Carthage was a big city in what is today the country of Tunisia. The inhabitants who survived were sold as slaves and a part of Northern Africa became a Roman province. The Romans were able to defeat the king of Macedonia and turned his kingdom into a roman province. In 29 BCE Gaius Julius Caesar became the leader of Rome and all his provinces. Two year later he made himself the first emperor of Rome with title Augustus, what means “the exalted”. He restored the disorder and corruption in his realm. Roman architecture, art, literature, and religion started to flourish. The empire of Rome became bigger and bigger.

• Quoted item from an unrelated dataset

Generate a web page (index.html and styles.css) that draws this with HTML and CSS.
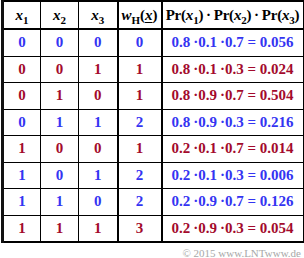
FILE: index.html
```html
<!DOCTYPE html>
<html>
<head>
<meta charset="utf-8">
<link rel="stylesheet" href="styles.css">
</head>
<body>
<div class="page">
<table class="tab">
  <colgroup>
    <col class="c1"><col class="c2"><col class="c3"><col class="c4"><col class="c5">
  </colgroup>
  <thead>
    <tr class="head">
      <th><i>x</i><sub>1</sub></th>
      <th><i>x</i><sub>2</sub></th>
      <th><i>x</i><sub>3</sub></th>
      <th class="sep"><i>w</i><sub class="up">H</sub>(<i class="vec">x</i>)</th>
      <th class="sep pr">Pr(<i>x</i><sub>1</sub>)&thinsp;·&thinsp;Pr(<i>x</i><sub>2</sub>)&thinsp;·&thinsp;Pr(<i>x</i><sub>3</sub>)</th>
    </tr>
  </thead>
  <tbody>
    <tr class="blue"><td>0</td><td>0</td><td>0</td><td class="sep">0</td><td class="sep">0.8&thinsp;·0.1&thinsp;·0.7 = 0.056</td></tr>
    <tr class="red"><td>0</td><td>0</td><td>1</td><td class="sep">1</td><td class="sep">0.8&thinsp;·0.1&thinsp;·0.3 = 0.024</td></tr>
    <tr class="red"><td>0</td><td>1</td><td>0</td><td class="sep">1</td><td class="sep">0.8&thinsp;·0.9&thinsp;·0.7 = 0.504</td></tr>
    <tr class="blue"><td>0</td><td>1</td><td>1</td><td class="sep">2</td><td class="sep">0.8&thinsp;·0.9&thinsp;·0.3 = 0.216</td></tr>
    <tr class="red"><td>1</td><td>0</td><td>0</td><td class="sep">1</td><td class="sep">0.2&thinsp;·0.1&thinsp;·0.7 = 0.014</td></tr>
    <tr class="blue"><td>1</td><td>0</td><td>1</td><td class="sep">2</td><td class="sep">0.2&thinsp;·0.1&thinsp;·0.3 = 0.006</td></tr>
    <tr class="blue"><td>1</td><td>1</td><td>0</td><td class="sep">2</td><td class="sep">0.2&thinsp;·0.9&thinsp;·0.7 = 0.126</td></tr>
    <tr class="red"><td>1</td><td>1</td><td>1</td><td class="sep">3</td><td class="sep">0.2&thinsp;·0.9&thinsp;·0.3 = 0.054</td></tr>
  </tbody>
</table>
<div class="copy">© 2015 www.LNTwww.de</div>
</div>
</body>
</html>
```

FILE: styles.css
```css
html, body {
  margin: 0;
  padding: 0;
  background: #ffffff;
}

.page {
  width: 304px;
  height: 258px;
  padding: 0 0 0 1px;
  box-sizing: border-box;
  font-family: "Liberation Serif", "Times New Roman", serif;
}

.tab {
  border-collapse: collapse;
  width: 301px;
  table-layout: fixed;
  border: 2px solid #000;
  border-left: 3px solid #111;
  font-size: 15px;
  font-weight: bold;
}

.c1 { width: 38px; }
.c2 { width: 38px; }
.c3 { width: 39px; }
.c4 { width: 44px; }
.c5 { width: 142px; }

.tab th,
.tab td {
  border: 1px solid #000;
  padding: 0;
  text-align: center;
  vertical-align: middle;
  line-height: 17px;
}

.tab .sep {
  border-left: 2px solid #000;
}

.head th {
  height: 26px;
  border-bottom: 2px solid #000;
  color: #000;
  font-weight: bold;
  font-size: 15px;
}

.head i {
  font-style: italic;
}

.head sub {
  font-size: 11px;
  vertical-align: -4px;
  line-height: 0;
  font-weight: bold;
}

.head .vec {
  text-decoration: underline;
  text-decoration-thickness: 1px;
  text-underline-offset: 2px;
}

.head .pr {
  font-size: 15px;
  letter-spacing: -0.2px;
}

.tab tbody td {
  height: 25.5px;
}

.blue td {
  color: #3434f2;
}

.red td {
  color: #a30a2c;
}

.copy {
  width: 300px;
  text-align: right;
  font-size: 11px;
  line-height: 13px;
  color: #a8a8a8;
  margin-top: 4px;
}
```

In the first century BCE Judea, in the Holy Land lost his independence by becoming the first tributary kingdom with King “Herod the Great” as the first and most important client King. Herod deid in 4 CE When Jesus was born, between 6 and 4 CE, Judea just became a province of Rome with King Herod the Great as client King. In the year 66 CE the Jewish population  attacked the Romans in an unsuccessful revolt. In 70 CE the Romans punished the Jews by capturing Jerusalem. The temple was destroyed and most of the population killed or enslaved. Another 70 years later, the Jewish population revolted under the leadership of Simon bar Kokhba again, known as Bar Kochba revolt, and managed to establish the last Kingdom of Israel. In the year 135 CE, after heavy losses the Romans finally succeeded to reconquer the kingdom of Judea inclusive Jerusalem. Many Jews were killed or again sold as slaves. Others departed into the Jewish diaspora. But there was never a period without Jews living in Judea. To punish the Jews even more, the Roman emperor Hadrian who reigned over the Roman Empire from 117 CE till 138 CE renamed Judea in “Syria-Palaestina” and Jerusalem in “Aelia Capitolina.”